▶ [Written exercise]: Your output must be the lines below from the line containing "Write the React, TypeScript" to the line containing "import React from", both lines included, reproduced exactly and without pictures.

== Extracted data

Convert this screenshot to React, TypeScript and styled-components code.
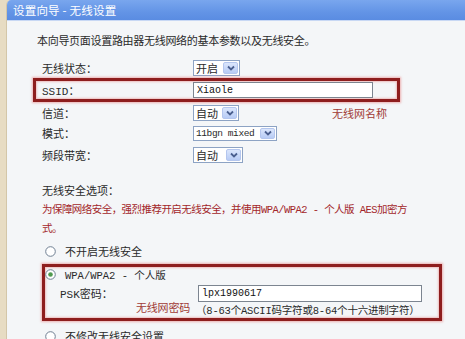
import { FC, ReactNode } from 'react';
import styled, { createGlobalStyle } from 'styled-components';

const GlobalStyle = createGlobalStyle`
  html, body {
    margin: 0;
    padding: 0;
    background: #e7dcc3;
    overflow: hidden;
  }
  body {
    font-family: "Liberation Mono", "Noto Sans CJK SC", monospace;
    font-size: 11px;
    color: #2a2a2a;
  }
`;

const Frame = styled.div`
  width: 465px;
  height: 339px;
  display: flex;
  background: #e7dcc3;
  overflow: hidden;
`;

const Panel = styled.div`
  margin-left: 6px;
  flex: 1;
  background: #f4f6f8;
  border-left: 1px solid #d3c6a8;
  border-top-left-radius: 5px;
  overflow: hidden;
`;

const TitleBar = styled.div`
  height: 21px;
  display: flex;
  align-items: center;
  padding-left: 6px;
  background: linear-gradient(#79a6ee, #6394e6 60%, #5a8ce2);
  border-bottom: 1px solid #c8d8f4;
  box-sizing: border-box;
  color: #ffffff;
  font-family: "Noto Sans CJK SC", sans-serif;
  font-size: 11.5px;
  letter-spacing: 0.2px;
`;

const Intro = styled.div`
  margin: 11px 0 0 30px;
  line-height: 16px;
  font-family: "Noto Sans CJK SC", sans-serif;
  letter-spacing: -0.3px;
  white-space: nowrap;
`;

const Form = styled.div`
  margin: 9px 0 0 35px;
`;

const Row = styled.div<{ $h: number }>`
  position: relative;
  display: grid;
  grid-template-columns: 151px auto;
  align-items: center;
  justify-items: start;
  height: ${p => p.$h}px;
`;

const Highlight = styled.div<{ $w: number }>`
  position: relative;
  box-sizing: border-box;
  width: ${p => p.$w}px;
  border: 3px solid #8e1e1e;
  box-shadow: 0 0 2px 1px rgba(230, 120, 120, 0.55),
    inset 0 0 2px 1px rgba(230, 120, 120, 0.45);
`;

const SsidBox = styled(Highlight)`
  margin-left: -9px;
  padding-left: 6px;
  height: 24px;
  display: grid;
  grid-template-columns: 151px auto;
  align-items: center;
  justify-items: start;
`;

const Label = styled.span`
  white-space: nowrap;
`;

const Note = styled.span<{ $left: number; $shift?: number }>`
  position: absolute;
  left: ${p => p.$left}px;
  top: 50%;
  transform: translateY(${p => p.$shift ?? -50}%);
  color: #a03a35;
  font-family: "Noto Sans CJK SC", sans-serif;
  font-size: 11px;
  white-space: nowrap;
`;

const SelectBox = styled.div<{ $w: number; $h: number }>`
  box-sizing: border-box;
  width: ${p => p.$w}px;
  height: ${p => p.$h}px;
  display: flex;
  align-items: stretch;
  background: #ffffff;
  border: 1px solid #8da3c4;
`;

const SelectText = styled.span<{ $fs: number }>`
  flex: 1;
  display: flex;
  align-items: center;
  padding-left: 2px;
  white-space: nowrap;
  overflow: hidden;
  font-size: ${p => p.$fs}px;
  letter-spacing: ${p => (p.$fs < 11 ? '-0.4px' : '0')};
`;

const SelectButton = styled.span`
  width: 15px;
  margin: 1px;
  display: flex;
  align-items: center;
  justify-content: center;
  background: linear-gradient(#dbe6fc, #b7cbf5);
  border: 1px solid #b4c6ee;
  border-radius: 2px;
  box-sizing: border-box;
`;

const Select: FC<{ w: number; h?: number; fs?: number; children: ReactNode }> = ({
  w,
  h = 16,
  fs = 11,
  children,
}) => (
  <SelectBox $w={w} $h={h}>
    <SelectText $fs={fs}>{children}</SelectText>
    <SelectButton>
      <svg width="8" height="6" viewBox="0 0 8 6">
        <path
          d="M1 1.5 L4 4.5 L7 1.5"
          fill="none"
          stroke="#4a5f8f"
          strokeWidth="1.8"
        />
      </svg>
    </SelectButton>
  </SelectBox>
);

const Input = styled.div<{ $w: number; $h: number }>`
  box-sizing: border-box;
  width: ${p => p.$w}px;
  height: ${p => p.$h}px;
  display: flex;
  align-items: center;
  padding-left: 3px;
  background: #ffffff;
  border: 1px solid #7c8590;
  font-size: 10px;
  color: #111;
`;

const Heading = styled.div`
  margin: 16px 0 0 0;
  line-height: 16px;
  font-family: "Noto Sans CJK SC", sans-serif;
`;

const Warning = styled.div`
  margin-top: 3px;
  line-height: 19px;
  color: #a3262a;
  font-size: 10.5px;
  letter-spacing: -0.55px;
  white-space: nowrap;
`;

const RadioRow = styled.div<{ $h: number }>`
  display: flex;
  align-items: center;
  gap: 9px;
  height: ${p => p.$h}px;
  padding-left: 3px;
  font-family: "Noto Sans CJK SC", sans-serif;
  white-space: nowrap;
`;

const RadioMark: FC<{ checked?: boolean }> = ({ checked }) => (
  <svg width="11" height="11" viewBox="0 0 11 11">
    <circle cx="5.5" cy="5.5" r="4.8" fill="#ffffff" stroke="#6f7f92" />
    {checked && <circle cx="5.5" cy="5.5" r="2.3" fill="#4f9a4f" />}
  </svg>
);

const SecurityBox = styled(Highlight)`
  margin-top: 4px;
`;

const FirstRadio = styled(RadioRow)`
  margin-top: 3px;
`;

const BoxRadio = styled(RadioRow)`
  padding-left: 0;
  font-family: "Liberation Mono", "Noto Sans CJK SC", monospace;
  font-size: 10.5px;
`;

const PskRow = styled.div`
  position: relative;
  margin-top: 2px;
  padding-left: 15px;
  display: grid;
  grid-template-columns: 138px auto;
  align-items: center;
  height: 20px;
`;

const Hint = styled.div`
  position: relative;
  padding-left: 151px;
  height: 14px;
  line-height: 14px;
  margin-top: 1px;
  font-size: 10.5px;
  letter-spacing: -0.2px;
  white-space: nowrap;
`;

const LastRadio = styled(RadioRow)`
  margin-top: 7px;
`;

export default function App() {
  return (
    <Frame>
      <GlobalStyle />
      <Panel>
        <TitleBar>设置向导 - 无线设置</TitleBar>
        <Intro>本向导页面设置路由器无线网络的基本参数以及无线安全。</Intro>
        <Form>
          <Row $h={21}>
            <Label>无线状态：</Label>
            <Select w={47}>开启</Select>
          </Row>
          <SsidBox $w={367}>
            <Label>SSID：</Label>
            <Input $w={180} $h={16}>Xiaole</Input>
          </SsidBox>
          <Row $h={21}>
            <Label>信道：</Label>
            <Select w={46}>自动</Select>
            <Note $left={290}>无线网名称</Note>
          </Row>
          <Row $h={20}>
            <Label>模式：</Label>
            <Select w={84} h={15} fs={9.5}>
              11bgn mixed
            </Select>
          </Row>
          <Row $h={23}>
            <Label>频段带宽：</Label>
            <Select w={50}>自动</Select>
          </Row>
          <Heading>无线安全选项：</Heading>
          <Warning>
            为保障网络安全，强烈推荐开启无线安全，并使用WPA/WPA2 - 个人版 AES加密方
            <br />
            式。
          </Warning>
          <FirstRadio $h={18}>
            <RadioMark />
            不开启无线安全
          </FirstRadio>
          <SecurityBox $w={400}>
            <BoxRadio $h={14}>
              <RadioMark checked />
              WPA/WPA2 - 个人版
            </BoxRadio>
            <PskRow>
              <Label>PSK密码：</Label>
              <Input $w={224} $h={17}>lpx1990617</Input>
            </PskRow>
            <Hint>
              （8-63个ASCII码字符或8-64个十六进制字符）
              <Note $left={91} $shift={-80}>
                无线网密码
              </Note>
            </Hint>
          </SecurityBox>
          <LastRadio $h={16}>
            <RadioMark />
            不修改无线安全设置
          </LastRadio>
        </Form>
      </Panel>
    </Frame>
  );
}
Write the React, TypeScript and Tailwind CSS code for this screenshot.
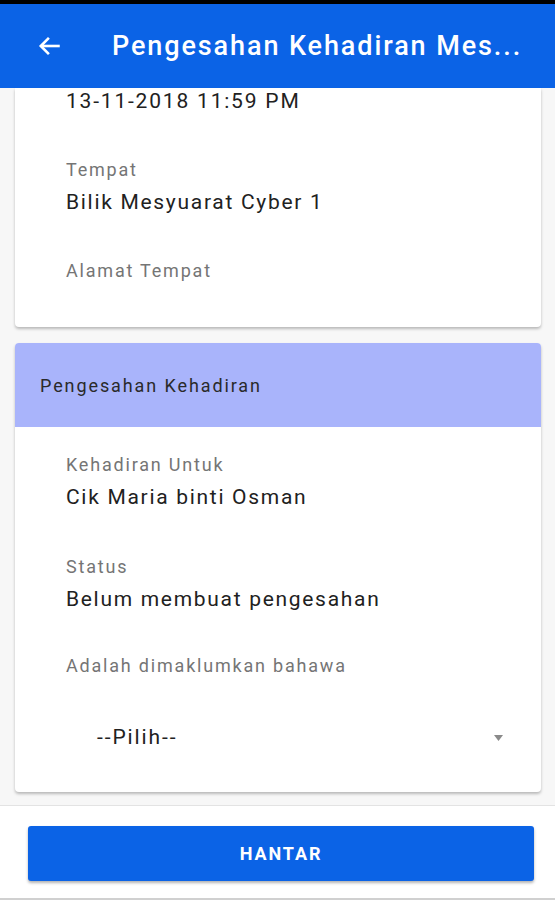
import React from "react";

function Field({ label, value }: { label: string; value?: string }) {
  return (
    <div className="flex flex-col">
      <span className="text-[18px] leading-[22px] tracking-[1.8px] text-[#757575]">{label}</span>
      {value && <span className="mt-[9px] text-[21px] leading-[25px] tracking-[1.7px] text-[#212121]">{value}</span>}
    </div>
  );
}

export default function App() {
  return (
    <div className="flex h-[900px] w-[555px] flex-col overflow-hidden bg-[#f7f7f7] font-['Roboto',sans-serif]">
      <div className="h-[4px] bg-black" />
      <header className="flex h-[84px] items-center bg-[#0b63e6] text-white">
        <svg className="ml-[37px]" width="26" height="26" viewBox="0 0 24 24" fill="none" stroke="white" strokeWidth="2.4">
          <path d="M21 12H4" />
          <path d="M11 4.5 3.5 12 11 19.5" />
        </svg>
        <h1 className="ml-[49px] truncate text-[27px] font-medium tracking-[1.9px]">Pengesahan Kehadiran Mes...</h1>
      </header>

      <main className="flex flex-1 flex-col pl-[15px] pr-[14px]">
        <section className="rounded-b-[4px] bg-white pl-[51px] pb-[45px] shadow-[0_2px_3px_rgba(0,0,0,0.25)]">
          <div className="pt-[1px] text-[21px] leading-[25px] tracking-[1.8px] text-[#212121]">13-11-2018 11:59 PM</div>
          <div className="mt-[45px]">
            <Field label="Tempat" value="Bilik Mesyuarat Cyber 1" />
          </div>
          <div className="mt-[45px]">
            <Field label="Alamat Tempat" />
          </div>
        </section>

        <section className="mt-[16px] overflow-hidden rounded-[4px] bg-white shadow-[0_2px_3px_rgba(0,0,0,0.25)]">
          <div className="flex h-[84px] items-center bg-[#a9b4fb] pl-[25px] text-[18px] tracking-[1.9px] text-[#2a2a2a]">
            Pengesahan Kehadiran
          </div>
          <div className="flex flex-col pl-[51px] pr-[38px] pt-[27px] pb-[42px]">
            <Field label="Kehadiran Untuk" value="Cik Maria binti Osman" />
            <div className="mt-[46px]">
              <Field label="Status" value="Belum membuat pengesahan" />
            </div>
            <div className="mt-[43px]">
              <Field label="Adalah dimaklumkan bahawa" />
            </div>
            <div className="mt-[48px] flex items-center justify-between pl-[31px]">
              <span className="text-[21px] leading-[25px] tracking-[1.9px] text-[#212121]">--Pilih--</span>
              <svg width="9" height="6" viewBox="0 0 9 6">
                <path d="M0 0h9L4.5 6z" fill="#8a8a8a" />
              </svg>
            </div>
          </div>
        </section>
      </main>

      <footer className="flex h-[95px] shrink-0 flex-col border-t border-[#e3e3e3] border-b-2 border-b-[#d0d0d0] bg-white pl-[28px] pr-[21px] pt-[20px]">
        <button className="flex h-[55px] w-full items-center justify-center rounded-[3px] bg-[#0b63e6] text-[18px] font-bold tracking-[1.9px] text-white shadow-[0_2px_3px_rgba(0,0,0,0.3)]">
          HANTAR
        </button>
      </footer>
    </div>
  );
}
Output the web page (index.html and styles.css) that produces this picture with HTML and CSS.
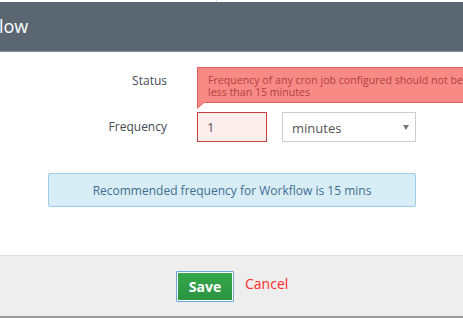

====

▶ [Response for this exercise]:
Write the React, TypeScript and Tailwind CSS code for this screenshot.
import React from "react";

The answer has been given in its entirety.